The CTS Corp. manufacturing plant that was shut down about three decades ago likely left serious soil and groundwater contamination, according to a lawsuit being heard in the Supreme Court this month.
Residents near the Mills Gap Road plant site in North Carolina began noticing an oily substance leaking into an area spring basin as far back as 1999, wrote Citizen-Times. Now, lawyers feel that the lawsuit may have a broader reach, particularly for the thousands of Marines and their families who had been stationed at Camp Lejeune, and other alleged victims of exposure to hidden toxins, according to Citizen-Times. It is the time lapse between when the plant closed and the contamination became apparent in this lawsuit brought against CTS Corp. by 25 Buncombe County property owners that is significant.
A North Carolina law that involves a 10-year “statute of repose” imposes a filing deadline for those claims that are associated with environmental pollution when real property is involved; this, despite that victims may not know about the contamination until beyond that time limit, the Citizen-Times reported. The court will now consider if the federal Comprehensive Environmental Response, Compensation and Liability Act, which Congress passed in 1980, preempts the North Carolina statute. The law was put in place to help victims secure additional time to file claims after they discover what caused their alleged injuries.
CTS manufactured industrial switches and resistors at the now-shuttered location for decades, using chemicals there that include the industrial solvent trichloroethylene (TCE). TCE has been detected in very high concentrations in area soil and groundwater, at levels of 21,000 parts per billion (ppb) at a spring next to the plant, for instance, according to Citizen-Times. This level is more than 7,000 times the TCE groundwater standard in North Carolina. Other chemicals, including benzene, xylene, and toluene, were also detected.
Those living in Buncombe County have long been asking for cleanup of the site and continue to allege that they suffer from an array of health problems, such as cancer, that are associated with the CTS location. What’s worse is that officials believe the contamination is spreading. According to the Citizen-Times report, TCE has been detected in four wells in a nearby sub-division.
Last year, a large study found that TCE was associated with increased risks for developing liver and other cancers and also found that Scandinavian workers who were exposed to TCE suffered from increased risks for liver, kidney, and cervix cancers, according to a prior Reuters Health report.
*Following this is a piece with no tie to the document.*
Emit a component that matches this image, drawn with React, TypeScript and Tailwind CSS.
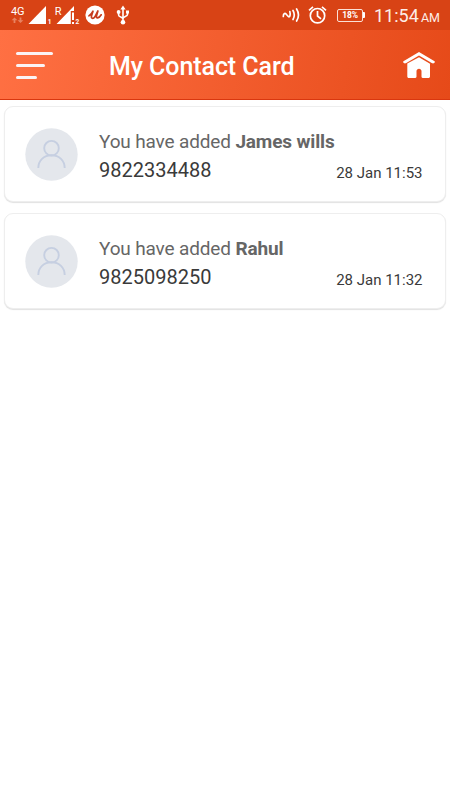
import React from "react";

type Contact = { name: string; phone: string; time: string };

const contacts: Contact[] = [
  { name: "James wills", phone: "9822334488", time: "28 Jan 11:53" },
  { name: "Rahul", phone: "9825098250", time: "28 Jan 11:32" },
];

function NetworkLabel() {
  return (
    <div className="ml-[11px] flex h-[30px] w-[14px] flex-col pt-[7px]">
      <span className="text-[11px] leading-[10px] tracking-[-0.3px] text-white">4G</span>
      <svg className="h-[7px] w-[14px]" viewBox="0 0 14 7" fill="#e88362">
        <path d="M3.5 .5L6.4 3.3H4.4V6H2.6V3.3H.6z" />
        <path d="M9.5 6L6.6 3.2h2V.5h1.8v2.7h2z" />
      </svg>
    </div>
  );
}

function SignalOne() {
  return (
    <svg className="ml-[3px] h-[30px] w-[25px]" viewBox="28 0 25 30" fill="#fff">
      <path d="M28.5 24L46 6v18z" />
      <text x="47.8" y="23.5" fontSize="6.5" fontWeight="700">1</text>
    </svg>
  );
}

function SignalTwo() {
  return (
    <svg className="ml-[2px] h-[30px] w-[26px]" viewBox="55 0 26 30" fill="#fff">
      <path d="M56.5 24L74 6v5h-3.200v13z" />
      <path d="M72 12.5h2v7.5h-2zM72 22h2v2h-2z" />
      <text x="54.8" y="15" fontSize="11" stroke="#d84315" strokeWidth="2" paintOrder="stroke">R</text>
      <text x="75.5" y="23.5" fontSize="6.5" fontWeight="700">2</text>
    </svg>
  );
}

function AppBadge() {
  return (
    <svg className="ml-[4px] h-[30px] w-[20px]" viewBox="85 0 20 30" fill="none">
      <circle cx="95" cy="15" r="9.6" fill="#fff" />
      <path
        d="M89 15.8C90.800 15 92.200 12.800 93 11.200L91.600 15.500C90.700 18.800 93.200 19.200 94.900 16.800L97.900 11L96.600 15.500C95.700 18.800 98.700 19 101.200 14.800"
        stroke="#c63b1d"
        strokeWidth="1.7"
        strokeLinecap="round"
        strokeLinejoin="round"
      />
    </svg>
  );
}

function UsbIcon() {
  return (
    <svg className="ml-[11px] h-[30px] w-[15px]" viewBox="116 0 15 30" fill="none" stroke="#fff">
      <path d="M123 8v14M118.6 12v3c0 2.4 4.4 1.6 4.4 4.2M127.5 12v2.5c0 2.4-4.5 1.6-4.5 4.2" strokeWidth="1.6" />
      <path d="M123 5.5l2.6 4h-5.2zM126 10.5h3v3h-3z" fill="#fff" stroke="none" />
      <circle cx="118.6" cy="12" r="1.9" fill="#fff" stroke="none" />
      <circle cx="123" cy="22.3" r="2.3" fill="#fff" stroke="none" />
    </svg>
  );
}

function NfcIcon() {
  return (
    <svg className="h-[30px] w-[18px]" viewBox="282 0 18 30" fill="none" stroke="#fff" strokeWidth="1.7" strokeLinecap="round">
      <path d="M283.3 16.500C283.300 13.500 284.800 12.800 286.200 14.200L288.300 16.500C289.700 17.800 290.800 15 289.800 11.500" strokeLinejoin="round" />
      <path d="M293 10.5c1.6 2.8 1.6 6.2 0 9M296.6 9c2.3 3.7 2.3 8.3 0 12" />
    </svg>
  );
}

function AlarmIcon() {
  return (
    <svg className="ml-[8px] h-[30px] w-[20px]" viewBox="308 0 20 30" fill="none" stroke="#fff" strokeWidth="1.7">
      <circle cx="317.5" cy="15.7" r="7.2" />
      <path d="M317.5 11v5l3.5 2.8M309 10.3l4-3.4M326 10.3l-4-3.4" />
    </svg>
  );
}

function BatteryIcon() {
  return (
    <div className="ml-[9px] flex h-[30px] items-center">
      <div className="flex h-[13px] w-[26px] items-center justify-center rounded-[2px] border border-[#fbe0d6] text-[8.5px] leading-none font-bold tracking-[-0.2px] text-white">
        18%
      </div>
      <div className="h-[6px] w-[2px] rounded-r-[1px] bg-white" />
    </div>
  );
}

function StatusBar() {
  return (
    <div className="flex h-[30px] items-center justify-between bg-[#d84315]">
      <div className="flex items-center">
        <NetworkLabel />
        <SignalOne />
        <SignalTwo />
        <AppBadge />
        <UsbIcon />
      </div>
      <div className="flex items-center pr-[10px]">
        <NfcIcon />
        <AlarmIcon />
        <BatteryIcon />
        <div className="ml-[9px] flex h-[30px] w-[66px] items-baseline justify-between pt-[3px] whitespace-nowrap text-[#fdeee8]">
          <span className="text-[18px] leading-[26px]">11:54</span>
          <span className="text-[12.5px]">AM</span>
        </div>
      </div>
    </div>
  );
}

function Header() {
  return (
    <header className="flex h-[70px] items-center border-b border-[#d9370f] bg-[linear-gradient(100deg,#ff7043,#e64a19)] px-4">
      <button aria-label="Menu" className="flex w-[93px] flex-col gap-[9px] pt-px">
        <span className="h-[3px] w-[37px] rounded-full bg-[#fbf3f5]" />
        <span className="h-[3px] w-[29px] rounded-full bg-[#fbf3f5]" />
        <span className="h-[3px] w-[21px] rounded-full bg-[#fbf3f5]" />
      </button>
      <h1 className="flex-1 pt-[4px] text-[25px] leading-[30px] font-medium tracking-[-0.08px] whitespace-nowrap text-white">My Contact Card</h1>
      <button aria-label="Home" className="-mr-[1px]">
        <svg className="h-[28px] w-[32px]" viewBox="403 51 32 28" fill="#fff">
          <path d="M419 52l15.6 9.2c.5.4.1 1.9-.9 2.1-.8.3-1.4-.1-2-.4L419 55.5l-12.7 7.4c-.6.3-1.2.7-2 .4-1-.2-1.4-1.7-.9-2.1z" />
          <path d="M419 57.3l11 6.4v12.8c0 .9-.7 1.5-1.5 1.5h-5.8c-.8 0-1.2-.6-1.2-1.4V71c0-1.3-1.1-2.3-2.5-2.3s-2.5 1-2.5 2.3v5.6c0 .8-.4 1.4-1.2 1.4h-6.5c-.9 0-1.5-.6-1.5-1.5V63.5z" />
        </svg>
      </button>
    </header>
  );
}

function Avatar() {
  return (
    <svg className="h-[53px] w-[53px] shrink-0" viewBox="0 0 53 53" fill="none">
      <circle cx="26.5" cy="26.5" r="26.2" fill="#e4e7ec" />
      <g stroke="#c6cfe1" strokeWidth="1.9">
        <circle cx="26.5" cy="20.2" r="7.3" />
        <path d="M13.3 40c0-7.5 5.5-12.7 13.2-12.7S39.7 32.5 39.7 40" />
      </g>
    </svg>
  );
}

function ContactCard({ name, phone, time }: Contact) {
  return (
    <article className="flex h-[96px] rounded-[9px] border border-[#eeeeee] bg-white pt-[21px] pr-[22px] pl-[20px] shadow-[0_1px_1px_rgba(0,0,0,0.12)]">
      <Avatar />
      <div className="ml-[21px] flex flex-1 flex-col">
        <p className="text-[19px] leading-[27px] tracking-[-0.15px] text-[#666666]">
          You have added <strong className="font-bold">{name}</strong>
        </p>
        <div className="flex items-baseline justify-between">
          <span className="text-[20px] leading-[30px] text-[#3a3a3a]">{phone}</span>
          <time className="relative top-px text-[15px] text-[#3a3a3a]">{time}</time>
        </div>
      </div>
    </article>
  );
}

export default function App() {
  return (
    <div className="h-[800px] w-[450px] overflow-hidden bg-white font-[Roboto,sans-serif]">
      <StatusBar />
      <Header />
      <main className="flex flex-col gap-[11.5px] pt-[5.5px] pr-[4.5px] pl-[4px]">
        {contacts.map((contact) => (
          <ContactCard key={contact.phone} {...contact} />
        ))}
      </main>
    </div>
  );
}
Earlier research also revealed that TCE causes cancer in animals when inhaled or absorbed through the skin in large quantities. Meanwhile, the World Health Organization (WHO) designated TCE a human carcinogen in October 2012 and indicated that TCE has connections to kidney cancer; however, prior studies suggest that TCE is also associated with liver, kidney, cervical, and esophageal cancer and non-Hodgkin lymphoma. Increased risks for Parkinson’s disease have been associated with TCE, as well.
TCE, which may be inhaled or absorbed through the skin, was banned in the food and pharmaceutical industries in most areas of the world the 1970s. Later, in 1997, TCE was banned as an anesthetic, skin disinfectant, grain fumigant, and coffee decaffeinater in the United States. Prior to its ban, TCE was used in paints, glue, carpet cleaners, and dry-cleaning solutions. TCE is widely used in industry to clean machinery and in some etching processes, Reuters wrote previously. In the U.S., the Occupational Safety and Health Administration (OSHA) regulates TCE levels in the workplace as an intermediate step in refrigerant chemical production and as a solvent to clean metal parts, Reuters reported.
TCE drinking and bathing water contamination has been the focus of mounting lawsuits in the U.S.